Once again, we observe the “knock-on” effects of a major sporting event being touted as justifying its lavish expense.  In the midst of a sovereign debt crisis, claims of economic stimulus, of the sort which creates demand that will evaporate within a month, are just not credible.  One can be hopeful on the legacy issue, but at the same time there are many examples in which investment to support these events turned into a long-term burden.

Is 1.5 to 2% of GDP are reasonable public investment in a one-month tournament for an emerging economy?  I’d want a more careful analysis of direct and indirect expenditures, costs and benefits, before turning to somewhat dubious knock-on effects to determine the answer.

I’m looking forward to the tournament, one of sport’s great occasions.  I’d enjoy it even more if tenuous  justifications of public expenditure were not associated with the spectacle itself.

4 Responses
  1. Dan permalink
    May 11, 2010

    I am not sure how comparable the World Cup costs are to what Greece spent on the Olympics, but there are economists that blame the cost of the Olympics for the current fiscal problems in Greece. More likely the cost of the Olympics accelerated the Greek fiscal problems since they’ve been on the bailout path since they went on the Euro but it still should be a caution to any country hoping for an economic benefit from big sporting events.

    Is 7.5 a reasonable multiplier for the WC? I always suspect that these multipliers are backed into to get the necessary spending to justify an event. An advantage the WC has is a lot of games in big stadiums as opposed to the Olympics which have a lot of events in smaller venues.

    Also, unlike the Olympics which has continually added events with commensurate costs, the WC has essentially the same number of games and should have a good track record of estimating the attendance and revenue they produce.

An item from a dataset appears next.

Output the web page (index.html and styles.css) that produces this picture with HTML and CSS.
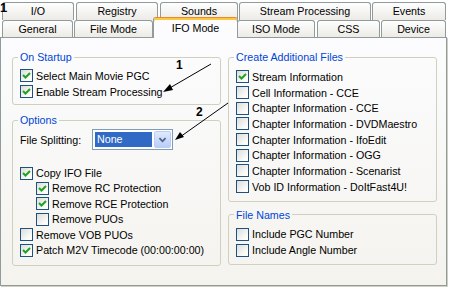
FILE: index.html
```html
<!DOCTYPE html>
<html lang="en">
<head>
    <meta charset="UTF-8">
    <title>IFO Mode Settings</title>
    <link rel="stylesheet" href="styles.css">
</head>
<body>
    <div class="window">
        <div class="tab-row back">
            <div class="tab t-io">I/O</div>
            <div class="tab t-registry">Registry</div>
            <div class="tab t-sounds">Sounds</div>
            <div class="tab t-stream">Stream Processing</div>
            <div class="tab t-events">Events</div>
        </div>
        <div class="tab-row front">
            <div class="tab t-general">General</div>
            <div class="tab t-file">File Mode</div>
            <div class="tab t-ifo selected">IFO Mode</div>
            <div class="tab t-iso">ISO Mode</div>
            <div class="tab t-css">CSS</div>
            <div class="tab t-device">Device</div>
        </div>

        <div class="panel">
            <div class="col">
                <fieldset class="group startup">
                    <legend>On Startup</legend>
                    <div class="rows">
                        <div class="check"><span class="box on"><svg viewBox="0 0 11 11"><polyline points="2,5 4.5,7.5 9,3"/></svg></span>Select Main Movie PGC</div>
                        <div class="check"><span class="box on"><svg viewBox="0 0 11 11"><polyline points="2,5 4.5,7.5 9,3"/></svg></span>Enable Stream Processing</div>
                    </div>
                </fieldset>

                <fieldset class="group options">
                    <legend>Options</legend>
                    <div class="combo-row">
                        <span class="combo-label">File Splitting:</span>
                        <div class="combo">
                            <span class="combo-value">None</span>
                            <span class="combo-btn"><svg viewBox="0 0 17 18"><polyline points="5,7 8.5,10.5 12,7"/></svg></span>
                        </div>
                    </div>
                    <div class="rows">
                        <div class="check"><span class="box on"><svg viewBox="0 0 11 11"><polyline points="2,5 4.5,7.5 9,3"/></svg></span>Copy IFO File</div>
                        <div class="check sub"><span class="box on"><svg viewBox="0 0 11 11"><polyline points="2,5 4.5,7.5 9,3"/></svg></span>Remove RC Protection</div>
                        <div class="check sub"><span class="box on"><svg viewBox="0 0 11 11"><polyline points="2,5 4.5,7.5 9,3"/></svg></span>Remove RCE Protection</div>
                        <div class="check sub"><span class="box"></span>Remove PUOs</div>
                        <div class="check"><span class="box"></span>Remove VOB PUOs</div>
                        <div class="check"><span class="box on"><svg viewBox="0 0 11 11"><polyline points="2,5 4.5,7.5 9,3"/></svg></span>Patch M2V Timecode (00:00:00:00)</div>
                    </div>
                </fieldset>
            </div>

            <div class="col">
                <fieldset class="group create">
                    <legend>Create Additional Files</legend>
                    <div class="rows">
                        <div class="check"><span class="box on"><svg viewBox="0 0 11 11"><polyline points="2,5 4.5,7.5 9,3"/></svg></span>Stream Information</div>
                        <div class="check"><span class="box"></span>Cell Information - CCE</div>
                        <div class="check"><span class="box"></span>Chapter Information - CCE</div>
                        <div class="check"><span class="box"></span>Chapter Information - DVDMaestro</div>
                        <div class="check"><span class="box"></span>Chapter Information - IfoEdit</div>
                        <div class="check"><span class="box"></span>Chapter Information - OGG</div>
                        <div class="check"><span class="box"></span>Chapter Information - Scenarist</div>
                        <div class="check"><span class="box"></span>Vob ID Information - DoItFast4U!</div>
                    </div>
                </fieldset>

                <fieldset class="group names">
                    <legend>File Names</legend>
                    <div class="rows">
                        <div class="check"><span class="box"></span>Include PGC Number</div>
                        <div class="check"><span class="box"></span>Include Angle Number</div>
                    </div>
                </fieldset>
            </div>
        </div>

        <!-- annotations drawn over the dialog -->
        <div class="mark">1</div>
        <svg class="arrows" width="449" height="289" viewBox="0 0 449 289">
            <text x="176" y="69">1</text>
            <line x1="211" y1="64" x2="168" y2="89"/>
            <polygon points="163,92 170,84 173,90"/>
            <text x="196" y="116">2</text>
            <line x1="228" y1="103" x2="180" y2="137"/>
            <polygon points="175,140 180,132 184,137"/>
        </svg>
    </div>
</body>
</html>
```

FILE: styles.css
```css
* { margin: 0; padding: 0; box-sizing: border-box; }
body { background: #fff; font-family: 'Liberation Sans', Arial, sans-serif; font-size: 10.7px; color: #000; }
.window { position: relative; width: 449px; height: 289px; overflow: hidden; }

/* tabs */
.tab-row { display: flex; padding-left: 2px; }
.tab-row.back { padding-top: 2px; height: 20px; }
.tab-row.front { height: 17px; align-items: flex-start; }
.tab { height: 18px; border: 1px solid #919b9c; border-bottom: none; border-radius: 3px 3px 0 0; background: linear-gradient(#fefefe, #ecebe6); text-align: center; line-height: 16px; white-space: nowrap; }
.front .tab { height: 17px; line-height: 16px; }
.front .tab.selected { position: relative; z-index: 1; height: 21px; margin-top: -3px; margin-left: -2px; margin-right: -2px; background: #fcfcfe; border-top: 1px solid #e68b2c; box-shadow: inset 0 2px 0 #ffc83c; padding-top: 2px; line-height: 16px; }

.t-io { width: 72px; margin-right: 2px; }
.t-registry { width: 82px; margin-right: 2px; }
.t-sounds { width: 78px; margin-right: 1px; }
.t-stream { width: 132px; margin-right: 1px; }
.t-events { width: 74px; }
.t-general { width: 71px; margin-right: 1px; }
.t-file { width: 79px; margin-right: 2px; }
.t-ifo { width: 85px; }
.t-iso { width: 78px; margin-left: 1px; margin-right: 2px; }
.t-css { width: 63px; margin-right: 1px; }
.t-device { width: 65px; }

/* page */
.panel { width: 447px; height: 249px; border: 1px solid #919b9c; background: linear-gradient(#fcfcfe, #f4f3ee); box-shadow: 1px 1px 0 #d0d0bf; display: grid; grid-template-columns: 209px 209px; column-gap: 7px; align-items: start; padding: 13px 0 0 11px; }

.group { border: 1px solid #d0d0bf; border-radius: 3px; padding: 0 7px 6px; min-width: 0; }
.group legend { color: #0046d5; line-height: 12px; padding: 0 2px; margin-left: -2px; }
.startup { padding-bottom: 5px; }
.options { margin-top: 9px; padding-bottom: 7px; }
.create { padding-bottom: 6px; }
.names { margin-top: 7px; }

.rows { padding-top: 5px; }
.create .rows { padding-top: 6px; }
.names .rows { padding-top: 6px; }
.options .rows { padding-top: 15px; }
.check { display: flex; align-items: center; height: 15.7px; white-space: nowrap; }
.options .check { height: 15.4px; }
.check.sub { margin-left: 16px; }

.box { width: 13px; height: 13px; flex: none; margin-right: 3px; border: 1px solid #1c5180; background: linear-gradient(135deg, #dcdcd7, #fbfbfa 75%, #fff); display: flex; }
.box svg { width: 11px; height: 11px; }
.box polyline { fill: none; stroke: #21a121; stroke-width: 2; }

/* combo box */
.combo-row { display: flex; align-items: center; padding-top: 3px; }
.combo-label { width: 72px; }
.combo { width: 81px; height: 21px; border: 1px solid #7f9db9; background: #fff; display: flex; padding: 1px 0 1px 1px; }
.combo-value { width: 57px; margin: 1px 2px 1px 1px; background: #316ac5; color: #fff; padding-left: 2px; line-height: 15px; }
.combo-btn { width: 17px; border: 1px solid #bccdf2; border-radius: 2px; background: linear-gradient(#e0e9fd, #b8cdf8); display: flex; }
.combo-btn svg { width: 15px; height: 16px; }
.combo-btn polyline { fill: none; stroke: #4d6185; stroke-width: 2; }

/* annotations */
.mark { position: absolute; left: 0; top: 1px; font-weight: bold; font-size: 13px; line-height: 14px; }
.arrows { position: absolute; left: 0; top: 0; pointer-events: none; }
.arrows line { stroke: #000; stroke-width: 1; }
.arrows polygon { fill: #000; }
.arrows text { font-family: 'Liberation Sans', Arial, sans-serif; font-weight: bold; font-size: 12px; }
```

    And it should be a great tournament. Spain has the best league but their best players are from Argentina and Portugal. If I were betting I’d go with Spain or Italy but since I don’t bet I’ll go with the Netherlands. Robben wins the Champs League and the WC this year.

  2. Tom permalink
    May 13, 2010

    I couldn’t agree more with you conclusion. I went to the World Cup in Germany in 2006, it was great knowing that you were in stadiums that are well used by their host club teams; and stadiums that are appropriately sized for the German League. I hope South Africa’s stadiums are not “white elephants”, but I have my doubts.

  3. Greg Pinelli permalink
    May 13, 2010

    I’ve seen up close and personal the “knock on” effects of the World Cup..I offer the following…
    1. Soccer fans are notoriously cheap and very heavy burdens on peripherals..policing, cleanup and local damage and wear and tear…
    2. South Africa does NOT have a real soccer league…Germany, Italy and France could all make legitimate claims the stadiums left after the event had some productive purpose…
    3. Greece and So Africa are VERY similar in the end game..Greece incurred incredible debt and little benefit from the Olympics…So. Africa is a make up call for Africa..a continent that has NO business hosting a World Cup in WINTER!!
    4. So. Africa barely can generate electricity for its inhabitants..now it must provide incredible policing and surveillance efforts to maintain the peace….ridiculous.

    As an aside..the expenses in these “analyses” are ALWAYS underestimated..the gains exaggerated…..

  4. Tom permalink
    May 14, 2010

    I don’t see what “winter” has to do with it, explain. Any quantifiable evidence that soccer fans are “cheap?” And which fans? There are lot of different cultures in soccer, much of the world watches this game, but I guess for this discussion we are talking about World Cup fans. But compared to who? And what do you think explains it?

    Traveling World Cup fans seem a bit less corporate, and I can see them spending less than the average attendee of a superbowl- but I have no actual evidence of this. Does anyone have stats on this?